All of them except her were exactly alike. Every one of them was chalky pale, the palest of all the students living in this sunless town. Paler then me. They all had very dark eyes despite the range in hair tones. The girl was different. She had their pale skin but it was flushed like she couldn't stop blushing. Her eyes were dark too but looked much like brown. She didn't have the bruises under her eyes like the rest of them did. And she was eating.
"Who are they?" I asked the boy from my Spanish class, whose name I'd forgotten.
As she looked up to see who I meant – though already knowing, probably, from my tone – suddenly he looked at her, the thinner one, the boyish one, the second to youngest perhaps.
"That's Edward, Emmett, Bella and Renesme Cullen, and Roaslie and Jasper Hale. The one who left was Alice Cullen; they all live together with Dr. Cullen and his wife." He said under his breath. I glanced sideways at the beautiful girl, who was eating a bagel now. Strange unpopular names, I thought. The kinds of names grandparents had. I finally remembered that my neighbor was called Josh, a perfectly common name.
"They are…very nice-looking." I struggled with the conspicuous understatement.
"Yes!" Josh agreed laughing. "They're all together though – Emmett and Rosalie, Jasper and Alice, and Bella and Edward I mean. And they live together." I glanced over at them.

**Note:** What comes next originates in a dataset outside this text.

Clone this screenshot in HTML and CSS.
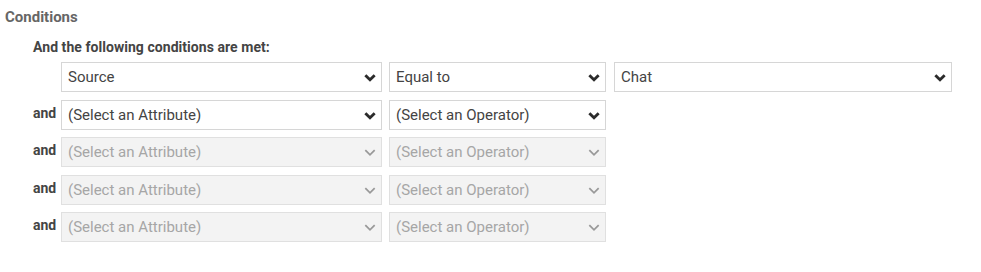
FILE: index.html
```html
<!DOCTYPE html>
<html>
<head>
<meta charset="utf-8">
<link rel="stylesheet" href="styles.css">
</head>
<body>
<div class="section">
  <div class="title">Conditions</div>
  <div class="block">
    <div class="subtitle">And the following conditions are met:</div>
    <div class="rows">
      <div class="row">
        <span class="join"></span>
        <div class="sel attr"><span>Source</span><svg class="chev" viewBox="0 0 10 6"><path d="M1 1l4 4 4-4"/></svg></div>
        <div class="sel op"><span>Equal to</span><svg class="chev" viewBox="0 0 10 6"><path d="M1 1l4 4 4-4"/></svg></div>
        <div class="sel val"><span>Chat</span><svg class="chev" viewBox="0 0 10 6"><path d="M1 1l4 4 4-4"/></svg></div>
      </div>
      <div class="row">
        <span class="join">and</span>
        <div class="sel attr"><span>(Select an Attribute)</span><svg class="chev" viewBox="0 0 10 6"><path d="M1 1l4 4 4-4"/></svg></div>
        <div class="sel op"><span>(Select an Operator)</span><svg class="chev" viewBox="0 0 10 6"><path d="M1 1l4 4 4-4"/></svg></div>
      </div>
      <div class="row">
        <span class="join">and</span>
        <div class="sel attr disabled"><span>(Select an Attribute)</span><svg class="chev" viewBox="0 0 10 6"><path d="M1 1l4 4 4-4"/></svg></div>
        <div class="sel op disabled"><span>(Select an Operator)</span><svg class="chev" viewBox="0 0 10 6"><path d="M1 1l4 4 4-4"/></svg></div>
      </div>
      <div class="row">
        <span class="join">and</span>
        <div class="sel attr disabled"><span>(Select an Attribute)</span><svg class="chev" viewBox="0 0 10 6"><path d="M1 1l4 4 4-4"/></svg></div>
        <div class="sel op disabled"><span>(Select an Operator)</span><svg class="chev" viewBox="0 0 10 6"><path d="M1 1l4 4 4-4"/></svg></div>
      </div>
      <div class="row">
        <span class="join">and</span>
        <div class="sel attr disabled"><span>(Select an Attribute)</span><svg class="chev" viewBox="0 0 10 6"><path d="M1 1l4 4 4-4"/></svg></div>
        <div class="sel op disabled"><span>(Select an Operator)</span><svg class="chev" viewBox="0 0 10 6"><path d="M1 1l4 4 4-4"/></svg></div>
      </div>
    </div>
  </div>
</div>
</body>
</html>
```
FILE: styles.css
```css
html, body {
  margin: 0;
  padding: 0;
  background: #fff;
}
body {
  font-family: Roboto, "Liberation Sans", Arial, sans-serif;
  color: #444;
}
.section {
  padding: 8px 0 0 5px;
}
.title {
  font-size: 15px;
  font-weight: 700;
  color: #666;
  line-height: 18px;
}
.block {
  padding-left: 28px;
  padding-top: 12px;
}
.subtitle {
  font-size: 14px;
  font-weight: 700;
  color: #444;
  line-height: 18px;
  letter-spacing: 0.05px;
}
.rows {
  margin-top: 6px;
  display: flex;
  flex-direction: column;
  gap: 7.5px;
}
.row {
  display: flex;
  align-items: flex-start;
  gap: 7px;
}
.join {
  width: 21px;
  white-space: nowrap;
  font-size: 14px;
  font-weight: 700;
  color: #444;
  line-height: 27px;
}
.sel {
  box-sizing: border-box;
  height: 30px;
  border: 1px solid #d6d6d6;
  background: #fff;
  display: flex;
  align-items: center;
  justify-content: space-between;
  padding: 0 5px 0 6px;
  font-size: 15px;
  color: #444;
}
.sel.attr { width: 321px; }
.sel.op { width: 217px; margin-left: 0; }
.sel.val { width: 338px; margin-left: 1px; }
.chev {
  width: 12px;
  height: 7px;
  margin-top: 1px;
  fill: none;
  stroke: #2b2b2b;
  stroke-width: 2.4;
  overflow: visible;
}
.sel.disabled {
  background: #f3f3f3;
  border-color: #e0e0e0;
  color: #a6a6a6;
}
.sel.disabled .chev {
  stroke: #999;
  stroke-width: 1.5;
}
```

"Who is who?" I asked Josh.
"The big guy is Emmett, the blond one is Jasper – his twin is Rosalie – the one with reddish brownish hair is Edward, the short one is Alice and the brown haired one is Bella."
"Which one is the girl with the reddish brownish hair?" I asked.
"That's Renesme Cullen. She's gorgeous, of course, but don't waste your time. She doesn't date. Apparently none of the boys here are good-looking enough for her." He sniffed a clear case of sour grapes. I wondered when she'd turned him down. The bell rang and got up to go to my next class Biology II.